## Start

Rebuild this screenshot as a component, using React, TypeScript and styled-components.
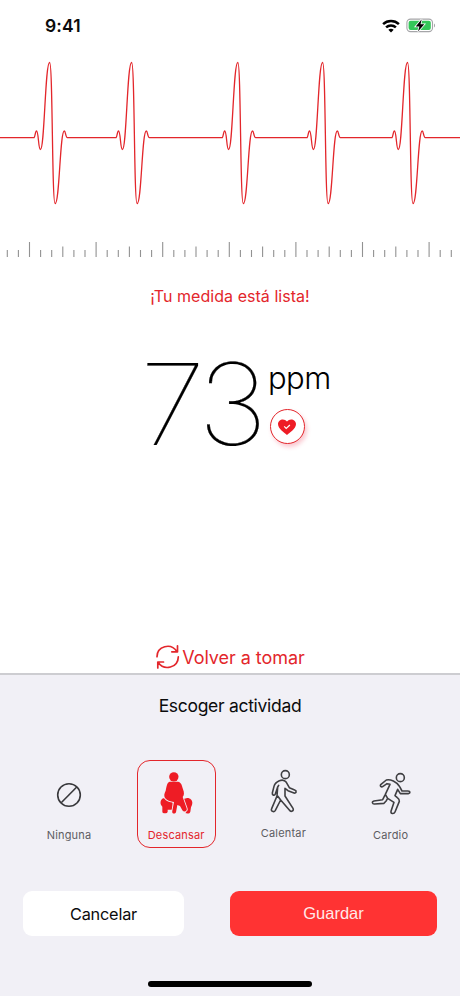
import React from "react";
import styled, { createGlobalStyle } from "styled-components";

const RED = "#e3262b";

const GlobalStyle = createGlobalStyle`
  html, body { margin: 0; padding: 0; background: #fff; }
  * { box-sizing: border-box; }
  svg { display: block; flex: none; }
`;

const Screen = styled.main`
  width: 460px;
  height: 996px;
  display: flex;
  flex-direction: column;
  background: #fff;
  color: #0b0b0c;
  font-family: Inter, "Liberation Sans", sans-serif;
  overflow: hidden;
`;

const StatusBar = styled.header`
  height: 51px;
  flex: none;
  display: flex;
  align-items: center;
  justify-content: space-between;
  padding: 0 24px 0 45px;
`;

const Time = styled.span`
  font-size: 17.5px;
  font-weight: 600;
  line-height: 20px;
  letter-spacing: 0.1px;
`;

const StatusIcons = styled.div`
  display: flex;
  align-items: center;
  gap: 6px;
`;

const Trace = styled.div`
  height: 189px;
  flex: none;
  padding-top: 1px;
`;

const Ruler = styled.div`
  height: 17px;
  flex: none;
`;

const Message = styled.p`
  margin: 29px 0 0;
  height: 20px;
  line-height: 20px;
  font-size: 16px;
  letter-spacing: 0.04px;
  text-align: center;
  color: ${RED};
`;

const Reading = styled.section`
  display: flex;
  height: 110px;
  margin: 43px 0 0 140px;
`;

const Value = styled.span`
  width: 128px;
  font-size: 113px;
  line-height: 111px;
  font-weight: 100;
  letter-spacing: -5.5px;
  color: #000;
  -webkit-text-stroke: 0.2px #000;
  transform: scaleX(1.06);
  transform-origin: left center;
`;

const Unit = styled.div`
  display: flex;
  flex-direction: column;
  padding-top: 10px;
`;

const UnitName = styled.span`
  font-size: 31px;
  line-height: 38px;
  font-weight: 300;
  letter-spacing: -0.6px;
  color: #000;
`;

const HeartBadge = styled.div`
  width: 35px;
  height: 35px;
  margin: 12px 0 0 1.5px;
  display: flex;
  align-items: center;
  justify-content: center;
  border: 1.3px solid ${RED};
  border-radius: 50%;
  background: #fff;
  box-shadow: 2px 3px 4px rgba(238, 60, 90, 0.28);
`;

const Retake = styled.button`
  margin: auto 0 3px;
  padding: 0;
  border: 0;
  background: none;
  display: flex;
  align-items: center;
  justify-content: center;
  gap: 2px;
  height: 26px;
  font-family: inherit;
  font-size: 18px;
  letter-spacing: -0.04px;
  color: ${RED};
`;

const Sheet = styled.section`
  height: 323px;
  flex: none;
  display: flex;
  flex-direction: column;
  background: #f1f0f6;
  border-top: 2px solid #cdcdd1;
`;

const SheetTitle = styled.h2`
  margin: 20px 0 0;
  font-size: 17.5px;
  line-height: 22px;
  font-weight: 400;
  letter-spacing: -0.3px;
  text-align: center;
`;

const Activities = styled.div`
  display: grid;
  grid-template-columns: 79px 79px 79px 79px;
  column-gap: 28.2px;
  margin: 43px 0 0 29.5px;
  height: 88px;
`;

const Activity = styled.button<{ $active?: boolean; $raise?: number }>`
  padding: 0 0 ${(p) => 5 + (p.$raise ?? 0)}px;
  border: 1.3px solid ${(p) => (p.$active ? RED : "transparent")};
  border-radius: 13px;
  background: none;
  display: flex;
  flex-direction: column;
  align-items: center;
  justify-content: flex-end;
  font-family: inherit;
  font-size: 11px;
  line-height: 14px;
  letter-spacing: 0.18px;
  color: ${(p) => (p.$active ? RED : "#5d5d62")};
`;

const IconSlot = styled.span<{ $gap: number }>`
  margin-bottom: ${(p) => p.$gap}px;
`;

const Actions = styled.div`
  display: grid;
  grid-template-columns: 161px 207px;
  column-gap: 46px;
  margin: 43px 0 0 23px;
`;

const Action = styled.button<{ $primary?: boolean }>`
  height: 45px;
  padding: 0;
  border: 0;
  border-radius: 9px;
  background: ${(p) => (p.$primary ? "#ff3333" : "#fff")};
  color: ${(p) => (p.$primary ? "#ffe9e9" : "#0b0b0c")};
  font-family: ${(p) => (p.$primary ? '"Liberation Sans", sans-serif' : "inherit")};
  font-size: ${(p) => (p.$primary ? 16.5 : 16.3)}px;
  letter-spacing: ${(p) => (p.$primary ? 0 : -0.2)}px;
`;

const HomeIndicator = styled.div`
  width: 164px;
  height: 6px;
  margin: auto auto 9px;
  border-radius: 3px;
  background: #000;
`;

const peaks = [49.3, 131.3, 237.5, 322.3, 407.2];

function Pulse() {
  const beat = (x: number) =>
    `L${x - 15.5} 85.6 C${x - 14.5} 85 ${x - 14.3} 79 ${x - 13.1} 79 C${x - 11} 79 ${x - 11.3} 97.5 ${x - 9.2} 97.5 ` +
    `C${x - 5} 97.5 ${x - 4.5} 10.5 ${x} 10.5 C${x + 3.2} 10.5 ${x + 2.3} 151.5 ${x + 5.5} 151.5 ` +
    `C${x + 10} 151.5 ${x + 10.3} 79 ${x + 14.7} 79 C${x + 16} 79 ${x + 16} 85.6 ${x + 17.7} 85.6`;
  return (
    <svg width="460" height="188" viewBox="0 0 460 188" fill="none">
      <path d={`M0 85.6 ${peaks.map((x) => beat(x + 0.3)).join(" ")} L460 85.6`} stroke={RED} strokeWidth="1.3" strokeLinejoin="round" />
    </svg>
  );
}

function Scale() {
  const ticks = Array.from({ length: 41 }, (_, i) => {
    const height = i % 6 === 2 ? 15 : i % 6 === 5 ? 10.5 : 7;
    return `M${(7.3 + i * 11.1).toFixed(1)} 17v-${height}`;
  }).join("");
  return (
    <svg width="460" height="17" viewBox="0 0 460 17">
      <path d={ticks} stroke="#929292" strokeWidth="1.1" />
    </svg>
  );
}

function Wifi() {
  return (
    <svg width="18" height="14" viewBox="0 0 18 14" fill="none" stroke="#000" strokeWidth="2.5">
      <path d="M1.1 5.2a11.5 11.5 0 0 1 15.8 0" />
      <path d="M4.1 8.4a7.2 7.2 0 0 1 9.8 0" />
      <path d="M6.3 10.8a4.2 4.2 0 0 1 5.4 0L9 13.4z" fill="#000" stroke="none" />
    </svg>
  );
}

function Battery() {
  return (
    <svg width="30" height="15" viewBox="0 0 30 15">
      <rect x="0.9" y="1.1" width="25.6" height="12.5" rx="3.6" fill="none" stroke="#a5a5a8" strokeWidth="1.1" />
      <rect x="2.6" y="2.8" width="22.2" height="9.1" rx="2" fill="#34c759" />
      <path d="M28 5.4v4c1.4-.5 1.4-3.5 0-4z" fill="#a5a5a8" />
      <path d="m15.7 1.3-6 7.1h3.7l-1.4 5.1 6.3-7.2h-3.8z" fill="#000" stroke="#fff" strokeWidth="1.6" paintOrder="stroke" />
    </svg>
  );
}

function Heart() {
  return (
    <svg width="20" height="18" viewBox="0 0 20 18">
      <path d="M10 17C7.5 14.9 1 11 1 6.1 1 1.3 7.2-.3 10 3.5 12.8-.3 19 1.3 19 6.1 19 11 12.5 14.9 10 17Z" fill="#ee1c25" />
      <path d="m7.2 8.4 2 2 3.7-3.4" fill="none" stroke="#fff" strokeWidth="1.2" />
    </svg>
  );
}

function Refresh() {
  return (
    <svg width="25" height="26" viewBox="0 0 25 26" fill="none" stroke={RED} strokeWidth="1.7" strokeLinecap="round" strokeLinejoin="round">
      <path d="M2 12.7C2.1 2.3 15.7-1.8 22 7.7M22.5 1.8v6h-5.7" />
      <path d="M23.3 12.9C23 23.5 9.4 27.5 3 18.2M8.5 18H2.8v6" />
    </svg>
  );
}

function NoneIcon() {
  return (
    <svg width="26" height="26" viewBox="0 0 26 26" fill="none" stroke="#38383b" strokeWidth="1.6">
      <circle cx="13" cy="13" r="11.3" />
      <path d="m5.2 20.8 15.8-16" />
    </svg>
  );
}

function RestIcon() {
  return (
    <svg width="34" height="44" viewBox="88 62 102 132" fill="#ee1c25">
      <path d="M101 144H121L129 158V178H114V184Q113 189 108 189H104Q98 189 98 184V169C90 162 91 147 101 144ZM165 145C177 139 188 147 188 157 188 164 185 167 184 171L182 184C181 189 176 190 168 189L171 172 160 145Z" />
      <path d="M120 94H145C155 96 157 105 160 117 164 127 164 135 159 140L171 174C174 183 163 187 158 180L151 167 143 164 139 186C136 193 125 190 128 181L133 155C122 154 111 150 106 143 102 136 104 129 108 121 111 109 111 97 120 94Z" stroke="#f1f0f6" strokeWidth="5" paintOrder="stroke" strokeLinejoin="round" />
      <circle cx="132.5" cy="79.5" r="14" />
    </svg>
  );
}

function WalkIcon() {
  return (
    <svg width="30" height="45" viewBox="55 58 90 135" fill="none" stroke="#3f3f42" strokeWidth="4.8" strokeLinejoin="round" strokeLinecap="round">
      <circle cx="107" cy="75" r="12" />
      <path d="M89 93C80 97 75 102 73 110L68 130C67 137 75 139 77 133L84 112 82 139 66 177C62 185 73 189 77 182L93 151 119 181C124 189 134 183 130 176L106 139 106 116 115 123 133 130C140 132 142 123 135 121L119 114 110 98C105 91 97 90 89 93ZM84 139 93 151M84 112 87 107" />
    </svg>
  );
}

function RunIcon() {
  return (
    <svg width="40" height="44" viewBox="362 64 120 132" fill="none" stroke="#3f3f42" strokeWidth="4.8" strokeLinejoin="round" strokeLinecap="round">
      <circle cx="450" cy="81" r="12" />
      <path d="M408 88 392 101C387 106 393 111 398 107L410 99 419 101 405 131 397 147 371 151C363 153 366 161 373 160L401 158 408 150 412 143 431 155 422 182C421 190 431 191 434 184L447 152C448 147 445 144 441 141L434 135 442 116 450 129 474 129C481 128 480 121 473 121L455 121 448 108C444 100 437 95 429 91 420 87 414 86 408 88ZM405 131 412 143" />
    </svg>
  );
}

export default function App() {
  return (
    <>
      <GlobalStyle />
      <Screen>
        <StatusBar>
          <Time>9:41</Time>
          <StatusIcons><Wifi /><Battery /></StatusIcons>
        </StatusBar>
        <Trace><Pulse /></Trace>
        <Ruler><Scale /></Ruler>
        <Message>¡Tu medida está lista!</Message>
        <Reading>
          <Value>73</Value>
          <Unit>
            <UnitName>ppm</UnitName>
            <HeartBadge><Heart /></HeartBadge>
          </Unit>
        </Reading>
        <Retake><Refresh />Volver a tomar</Retake>
        <Sheet>
          <SheetTitle>Escoger actividad</SheetTitle>
          <Activities>
            <Activity><IconSlot $gap={20}><NoneIcon /></IconSlot>Ninguna</Activity>
            <Activity $active><IconSlot $gap={13}><RestIcon /></IconSlot>Descansar</Activity>
            <Activity $raise={2}><IconSlot $gap={12}><WalkIcon /></IconSlot>Calentar</Activity>
            <Activity><IconSlot $gap={12}><RunIcon /></IconSlot>Cardio</Activity>
          </Activities>
          <Actions>
            <Action>Cancelar</Action>
            <Action $primary>Guardar</Action>
          </Actions>
          <HomeIndicator />
        </Sheet>
      </Screen>
    </>
  );
}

## End

• TASK TO COMPLETE: Find the word "components" in the material, then list each line that holds it.

• THE ANSWER:
Rebuild this screenshot as a component, using React, TypeScript and styled-components.
import styled, { createGlobalStyle } from "styled-components";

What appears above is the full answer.